Pollution prompts warning about fish

3 bodies of water in Utah are on EPA advisory list

Published: Wednesday, Aug. 25 2004 9:17 a.m. MDT

WASHINGTON — One of every three lakes in the United States and nearly one-quarter of the nation's rivers contain enough pollution that people should limit or avoid eating fish caught there.

Every state but Alaska and Wyoming issued fish advisories covering some and occasionally all of their lakes or rivers in 2003, according to a national database maintained by the Environmental Protection Agency and updated every year.

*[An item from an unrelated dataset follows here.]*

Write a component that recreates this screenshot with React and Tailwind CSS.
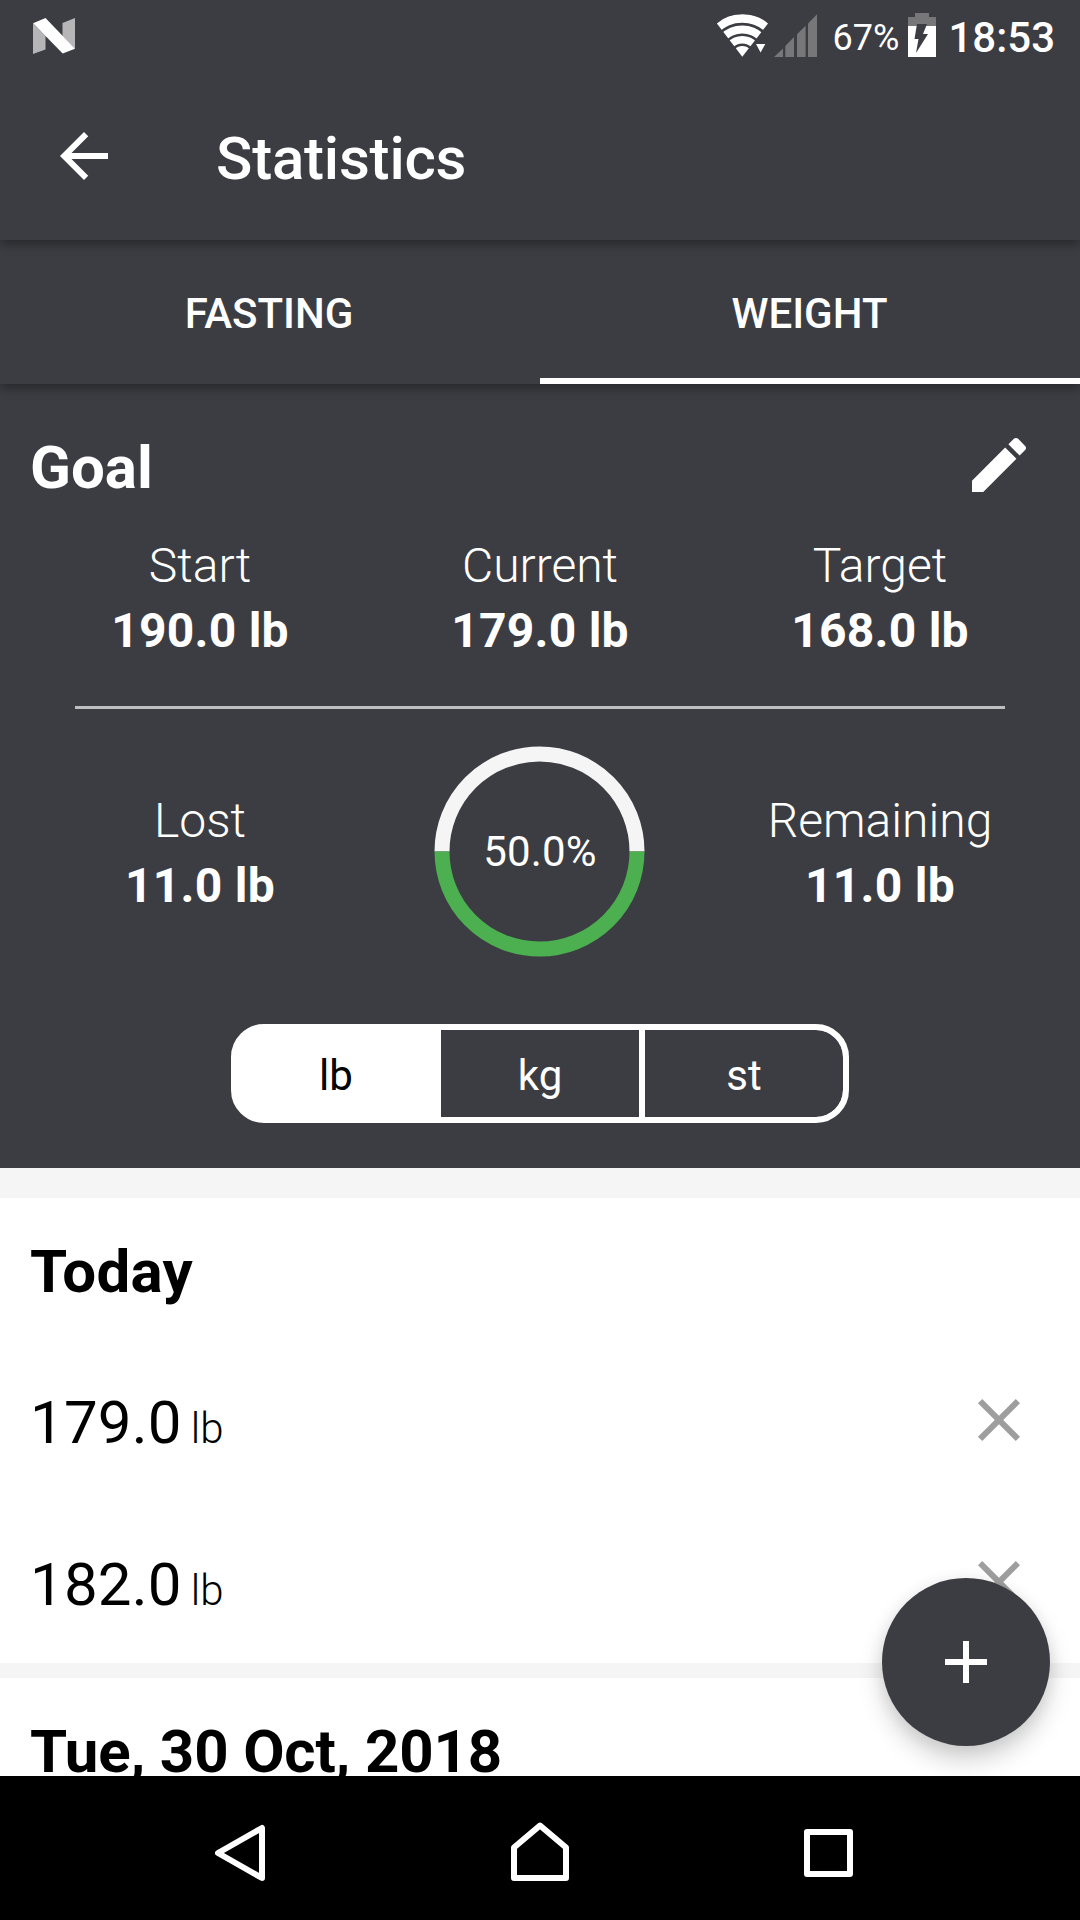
const ROBOTO = "font-['Roboto',sans-serif]";

function StatusBar() {
  return (
    <div className="flex h-[72px] items-start justify-between pl-[33px] pr-[25px] text-white">
      <svg className="mt-[18px] h-[36px] w-[42px]" viewBox="0 0 42 36">
        <path d="M0 5.5 12.5 18V31.5L0 36Z" fill="#b6b6b8" />
        <path d="M29.5 5 42 0V31L29.5 18Z" fill="#b6b6b8" />
        <path d="M0 5.3 12.5 0 42 30.7 29.7 35.6Z" fill="#fff" />
      </svg>
      <div className="flex items-start">
        <svg className="mt-[13px] h-[44px] w-[102px]" viewBox="716 13 102 44">
          <defs>
            <clipPath id="wifiFan">
              <path d="M742.3 56.7 716.9 23.5 Q727 14 742.3 14 Q758 14 768 23.5Z" />
            </clipPath>
          </defs>
          <g clipPath="url(#wifiFan)" fill="none" stroke="#fff">
            <circle cx="742.3" cy="56.7" r="38.3" strokeWidth="8.5" />
            <circle cx="742.3" cy="56.7" r="27.2" strokeWidth="8" />
            <circle cx="742.3" cy="56.7" r="17" strokeWidth="7.5" />
            <circle cx="742.3" cy="56.7" r="5.3" strokeWidth="10.6" />
          </g>
          <path d="M756 44H765.3L760.6 52.5Z" fill="#fff" />
          <g fill="#77777a">
            <path d="M774 57 783 48.5V57Z" />
            <path d="M785.3 57V46L794 37V57Z" />
            <path d="M797 57V34.3L805.6 25.7V57Z" />
            <path d="M808 57V23.4L817 14.3V57Z" />
          </g>
        </svg>
        <span className="ml-[15px] mt-[20px] text-[36px] leading-[36px]">67%</span>
        <svg className="ml-[9px] mt-[13px] h-[44px] w-[28px]" viewBox="0 0 28 44">
          <path d="M7 0H21V4H28V13H0V4H7Z" fill="#77777a" />
          <path d="M0 13H28V44H0Z" fill="#fff" />
          <path d="M9 11H19L15 21H20L8 40L10.5 26H6.5Z" fill="#3c3d42" />
        </svg>
        <span className="ml-[12px] mt-[17px] text-[42px] font-medium leading-[42px]">18:53</span>
      </div>
    </div>
  );
}

function AppBar() {
  return (
    <header className="relative z-20 bg-[#3c3d42] shadow-[0_4px_10px_rgba(0,0,0,0.35)]">
      <StatusBar />
      <div className="flex h-[168px] items-center gap-[96px] pl-[48px] text-white">
        <svg className="size-[72px]" viewBox="0 0 24 24" fill="currentColor">
          <path d="M20 11H7.83l5.59-5.59L12 4l-8 8 8 8 1.41-1.41L7.83 13H20v-2z" />
        </svg>
        <h1 className="pt-[5px] text-[60px] font-medium leading-[71px] tracking-[-0.2px]">Statistics</h1>
      </div>
    </header>
  );
}

function Tabs() {
  return (
    <nav className="relative z-10 grid h-[144px] grid-cols-2 bg-[#3c3d42] text-center text-[42px] font-medium leading-[50px] text-white shadow-[0_4px_10px_rgba(0,0,0,0.35)]">
      <div className="border-b-[6px] border-transparent pr-[2px] pt-[49px]">FASTING</div>
      <div className="border-b-[6px] border-white pr-px pt-[49px]">WEIGHT</div>
    </nav>
  );
}

function Stat({ label, value }) {
  return (
    <div className="text-center text-[48px] leading-[65px]">
      <div className="font-light">{label}</div>
      <div className="font-bold tracking-[0.25px]">{value}</div>
    </div>
  );
}

function ProgressRing() {
  return (
    <div className="grid size-[210px] place-items-center justify-self-center">
      <svg className="col-start-1 row-start-1 size-[210px] overflow-visible" viewBox="0.5 0.5 210 210" fill="none" strokeWidth="15">
        <path d="M7.5 105A97.5 97.5 0 0 1 202.5 105" stroke="#f5f5f5" />
        <path d="M7.5 105A97.5 97.5 0 0 0 202.5 105" stroke="#4caf50" />
      </svg>
      <span className="col-start-1 row-start-1 text-[42px] leading-[50px] tracking-[0.2px]">50.0%</span>
    </div>
  );
}

function GoalPanel() {
  return (
    <section className="h-[784px] bg-[#3c3d42] px-[30px] text-white">
      <div className="flex items-start justify-between pr-[15px] pt-[45px]">
        <h2 className="mt-[3px] text-[60px] font-bold leading-[71px]">Goal</h2>
        <svg className="size-[72px]" viewBox="0 0 24 24" fill="currentColor">
          <path d="M3 17.25V21h3.75L17.81 9.94l-3.75-3.75L3 17.25zM20.71 7.04c.39-.39.39-1.02 0-1.41l-2.34-2.34c-.39-.39-1.02-.39-1.41 0l-1.83 1.83 3.75 3.75 1.83-1.83z" />
        </svg>
      </div>
      <div className="mt-[30px] grid grid-cols-3">
        <Stat label="Start" value="190.0 lb" />
        <Stat label="Current" value="179.0 lb" />
        <Stat label="Target" value="168.0 lb" />
      </div>
      <div className="mx-[45px] mt-[43px] h-[3px] bg-[#bfbfbf]" />
      <div className="mt-[38px] grid grid-cols-3">
        <div className="pt-[41px]">
          <Stat label="Lost" value="11.0 lb" />
        </div>
        <ProgressRing />
        <div className="pt-[41px]">
          <Stat label="Remaining" value="11.0 lb" />
        </div>
      </div>
      <div className="mx-auto mt-[67px] flex h-[99px] w-[618px] gap-[6px] overflow-hidden rounded-[33px] border-[6px] border-white bg-white text-center text-[42px] leading-[91px]">
        <div className="flex-1 bg-white text-black">lb</div>
        <div className="flex-1 bg-[#3c3d42]">kg</div>
        <div className="flex-1 rounded-r-[27px] bg-[#3c3d42]">st</div>
      </div>
    </section>
  );
}

function Entry({ value }) {
  return (
    <div className="flex h-[162px] items-center justify-between pr-[15px]">
      <div className="mt-[5px] flex items-baseline gap-[9px]">
        <span className="text-[60px] leading-[71px] tracking-[0.2px]">{value}</span>
        <span className="text-[42px] font-light leading-[50px]">lb</span>
      </div>
      <svg className="size-[72px]" viewBox="0 0 24 24" fill="#9e9e9e">
        <path d="M19 6.41 17.59 5 12 10.59 6.41 5 5 6.41 10.59 12 5 17.59 6.41 19 12 13.41 17.59 19 19 17.59 13.41 12z" />
      </svg>
    </div>
  );
}

function History() {
  return (
    <main className="h-[608px] overflow-hidden bg-[#f5f5f5] pt-[30px] text-black">
      <section className="h-[465px] bg-white px-[30px]">
        <h2 className="h-[141px] pt-[38px] text-[60px] font-bold leading-[71px] tracking-[0.25px]">Today</h2>
        <Entry value="179.0" />
        <Entry value="182.0" />
      </section>
      <section className="mt-[15px] h-[300px] bg-white px-[30px]">
        <h2 className="pt-[38px] text-[60px] font-bold leading-[71px] tracking-[-0.16px]">Tue, 30 Oct, 2018</h2>
      </section>
    </main>
  );
}

function SystemNav() {
  return (
    <footer className="relative z-20 flex h-[144px] items-center justify-center bg-black">
      <svg className="h-[144px] w-[1080px]" viewBox="0 0 1080 144" fill="none" stroke="#fff" strokeWidth="6" strokeLinejoin="round">
        <path d="M262 52V102L218 77Z" />
        <path d="M540 49.5 514 71.5V102H566V71.5Z" />
        <path d="M807 56H850V98H807Z" />
      </svg>
    </footer>
  );
}

export default function App() {
  return (
    <div className={`relative h-[1920px] w-[1080px] overflow-hidden ${ROBOTO}`}>
      <AppBar />
      <Tabs />
      <GoalPanel />
      <History />
      <button className="absolute right-[30px] bottom-[174px] z-10 grid size-[168px] place-items-center rounded-full bg-[#3c3d42] shadow-[0_14px_24px_rgba(0,0,0,0.18),0_2px_16px_rgba(0,0,0,0.07)]" aria-label="Add">
        <svg className="size-[72px]" viewBox="0 0 24 24" fill="#fff">
          <path d="M19 13h-6v6h-2v-6H5v-2h6V5h2v6h6v2z" />
        </svg>
      </button>
      <SystemNav />
    </div>
  );
}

In Utah, advisories have been issued for just three bodies of water, American Fork Creek in Utah County and Ashley Creek and Stewart Lake in the Uinta Basin, according to Walt Baker, acting director of the state Division of Water Quality.

"At least in Utah, this has not been a compelling problem," Baker said. The advisories apply to pregnant or nursing women and to children under 15, he said, although everyone should exercise "a certain amount of moderation" in eating fish from those areas.

The problem identified in American Fork Creek in 2002 is arsenic contamination from mining, Baker said. For Ashley Creek and Stewart Lake, the issue since 1991 has been selenium that leeched into the water supply from now-abandoned sewage lagoons.

Though the number of advisories rose to 3,094, up from 2,814 in 2002, according to figures released Tuesday, EPA Administrator Mike Leavitt said the increase was due to more monitoring, not more pollution.

Nearly all the advisories involve contaminants such as mercury, dioxins, PCBs, pesticides and heavy metals, including arsenic, copper and lead. Currently they cover 35 percent of the nation's lake acreage and 24 percent of river miles.

Leavitt said mercury pollution from industry is decreasing, though he cited figures only as recent as five years ago. Primary sources of mercury pollution include coal-burning power plants, the burning of hazardous and medical waste and production of chlorine. It also occurs naturally in the environment.

The advisories cover fish caught during recreational and sport fishing, not deep-sea commercial fishing or fish farming operations.

"It's about trout, not tuna. It's about what you catch on the shore, not what you buy on the shelf," Leavitt said. "This is about the health of pregnant mothers and small children, that's the primary focus of our concern."

But he also acknowledged that virtually every acre of lakes and mile of rivers could eventually be covered by advisories.